Naidoo: É um desastre colossal, que será um grande peso para todos os povos indígenas e pessoas que vivem na Amazônia. Será um desastre e, como resposta, procuramos meios legais que respeitem a Constituição Brasileira. Também queremos mostrar com a população atingida que, se de fato a maioria da população brasileira não quer esse código e assinar a proposta do Desmatamento Zero, o tiro sairá pela culatra para o agronegócio - que tem feito uma campanha tão agressiva. O mesmo ocorrerá com os políticos que assinaram contra a defesa da floresta e a favor de negócios, pois ficariam em uma situação muito embaraçosa. Os políticos precisam levar em conta a opinião pública que rejeita que as taxas de desmatamento voltem a subir mais uma vez.

iG: Para o senhor, haveria uma espécie de esquizofrenia por parte do país ao discutir o Código Florestal e ao mesmo tempo se sair tão bem em debates internacionais sobre meio ambiente?
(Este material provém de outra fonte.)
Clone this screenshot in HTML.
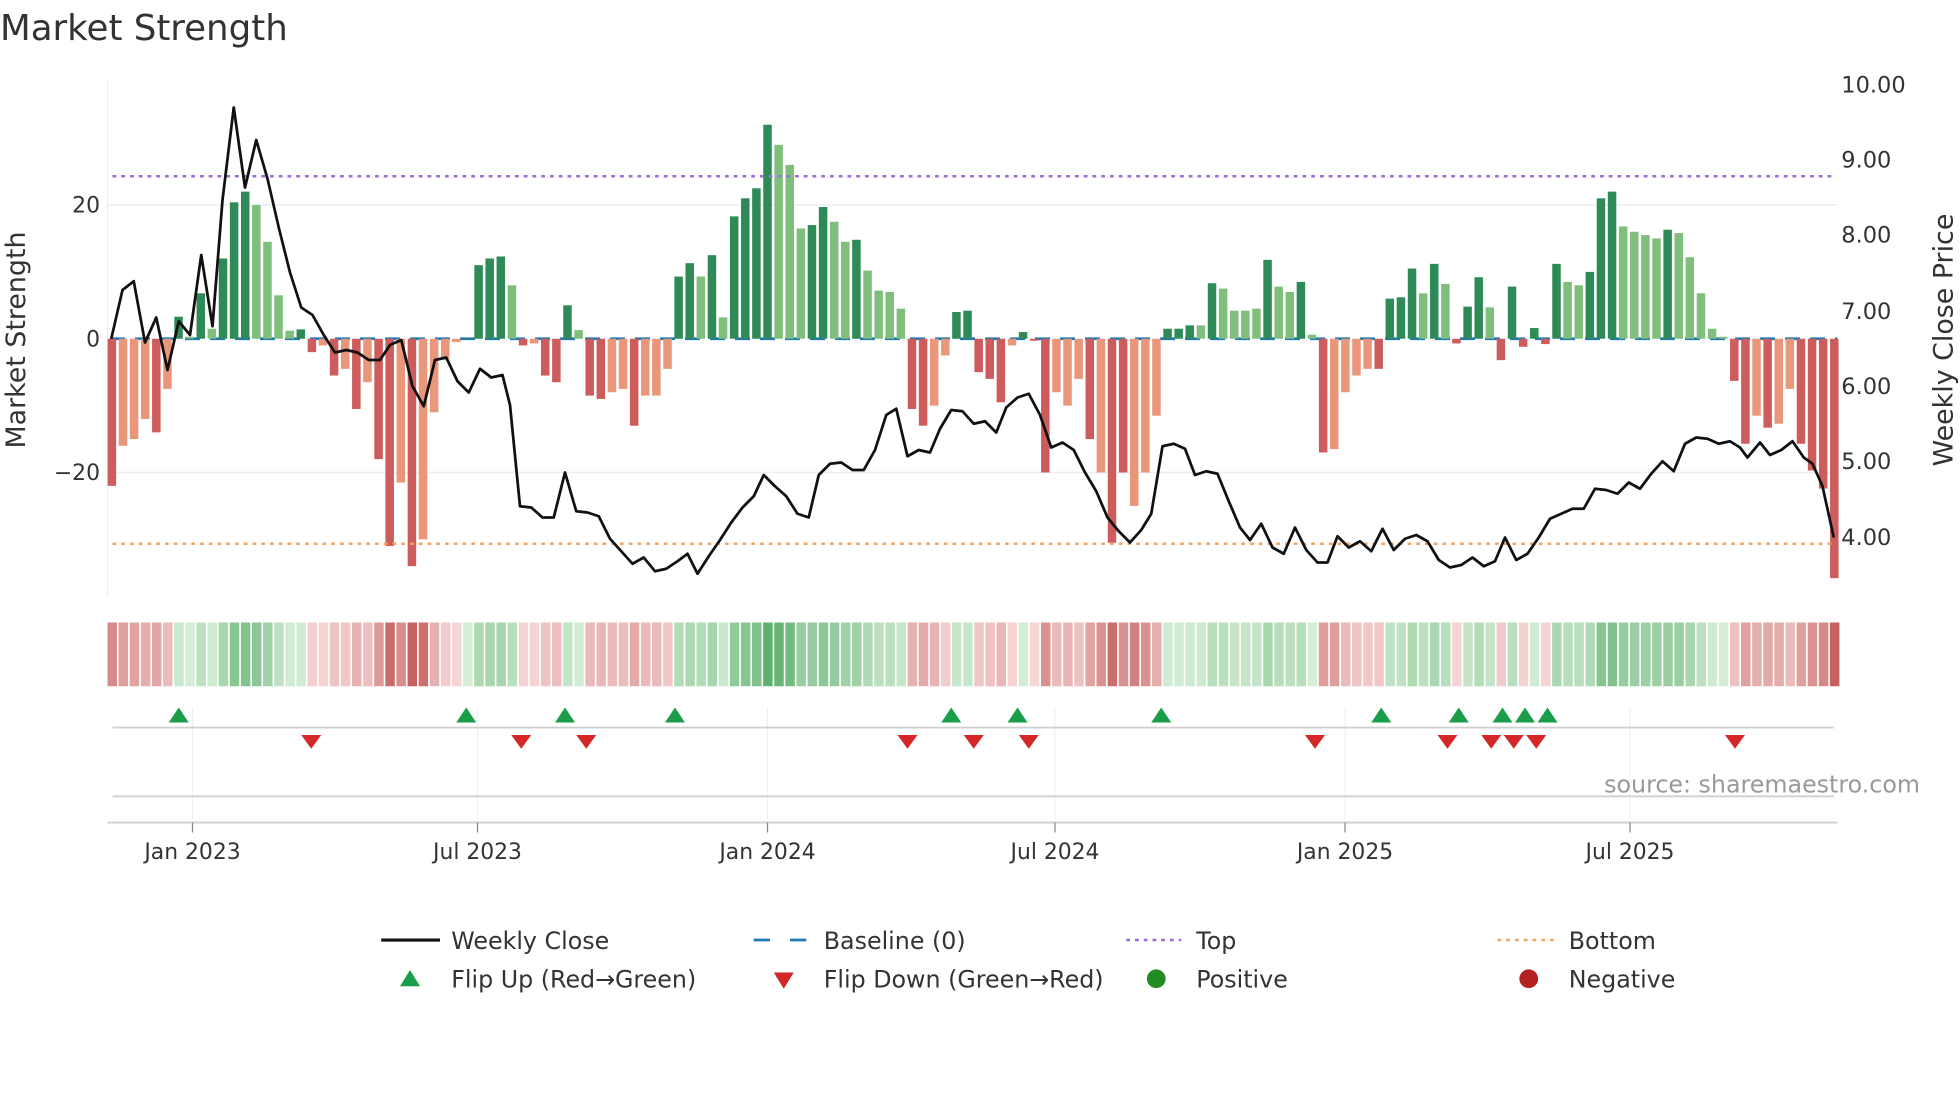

Naidoo: Sim, exatamente. Acredito que a presidenta Dilma Rousseff esteja sendo pressionada. Mas o fato é que a África já sente os efeitos das mudanças climáticas, e não esperamos que o Brasil, um país que sempre nos deu apoio em questões políticas e sociais muito difíceis, ameace a África da mesma maneira que os Estados Unidos em Europa fazem.

iG: O Greenpeace está planejando fazer alguma ação contra o Código Florestal?

Nadoo: Não podemos dizer o que estamos planejando (risos).

iG: O que o senhor espera da Rio+20?

Naidoo: Observando o cenário atual, vejo que a reunião do Rio tem menos chance por ter menos vontade política de reduzir ou converter essa possibilidade catastrófica. O que está faltando, claramente, é vontade política. Essa é a grande ausência para resolver as coisas. Convido vocês a olharem o discurso que o presidente Lula fez na conferência climática de Copenhagen, em 2009. O que ele falou não é muito diferente do que está sendo dito aqui. A diferença é que foi reconhecida a crise e a importância do fenômeno das mudanças climáticas, mas o que vemos hoje é que continua havendo a ausência das ações concretas para combater esse problema.

iG: Os problemas ambientais se tornam cada vez mais problemas econômicos e diplomáticos. Como a preocupação ambiental pode resolver também problemas de injustiças socioeconômicas?

Nadoo: Atualmente vivemos em uma conversão de crises: a financeira, econômica, social, a de alimentos, da pobreza... Todas elas vieram e estão concentradas. Responderia a todas essas crises como uma coisa só. O resultado seria muito mais impactante do que tratá-las como se fossem questões completamente independentes. Por exemplo, o desemprego é um problema para muitos países, mudanças climáticas e emissões de carbono também o são. Podemos lidar com isso com o investimento de tecnologia para energia renovável. Cria-se a oportunidade de empregos verdes em energia solar, eólica, mas também tratando da eficiência, pois a realidade é que 50% da energia produzida é quase toda perdida. Poderíamos colocar milhares de pessoas no setor de construção para o retrofit (termo utilizado na arquitetura para nomear reformas mais amplas com modificação do uso dos edifícios) de plantas e prédios já existentes. Infelizmente os políticos não conseguem juntar esses pontos e, sabe por quê? Por causa do lobby das empresas. A realidade é que interesses por petróleo, agronegócio, gás estão moldando as decisões dos políticos, tirando o poder do que as pessoas desejam. Para mim, os brasileiros precisam levar em consideração e fazer seus próprios julgamentos sobre quem controla as decisões e o que o leva a tomá-las.

iG: Se o senhor pudesse banir a energia nuclear do mundo, qual fonte energética você escolheria para substituí-la?

Naidoo: Não precisamos mais fazer nenhuma campanha contra energia nuclear, pois ela é muito custosa, cara e uma solução falsa para a mudança climática, que deixará de ser usada de qualquer forma. Portanto, precisamos pensar num cenário de revolução energética, de um mix de fontes de energia apropriado a cada país para garantir a eficiência. Veja só a Groenlândia. Ela é 100% geotérmica, e não vamos sugerir eólica para lá, por exemplo. Não é algo para ser prescrito, mas que precisa ser estudado. É necessário analisar a realidade do lugar, pois é necessário estabelecer um cenário de revolução energética para que entre em vigor agora e possibilite que, em 2050, os países se tornem neutros em carbono. Veja o caso do Japão que, após o acidente na usina nuclear de Fukushima, teve 54 reatores nucleares que foram desativados. Em poucos dias, os dois reatores que restam serão desativados também. E não há nenhum problema de fornecimento de energia. É o que digo: as companhias energéticas muitas vezes empurram soluções para o consumidor que são mais caras e menos eficientes que as energias alternativas.

*A repórter viajou a convite do Fórum Mundial de Sustentabilidade.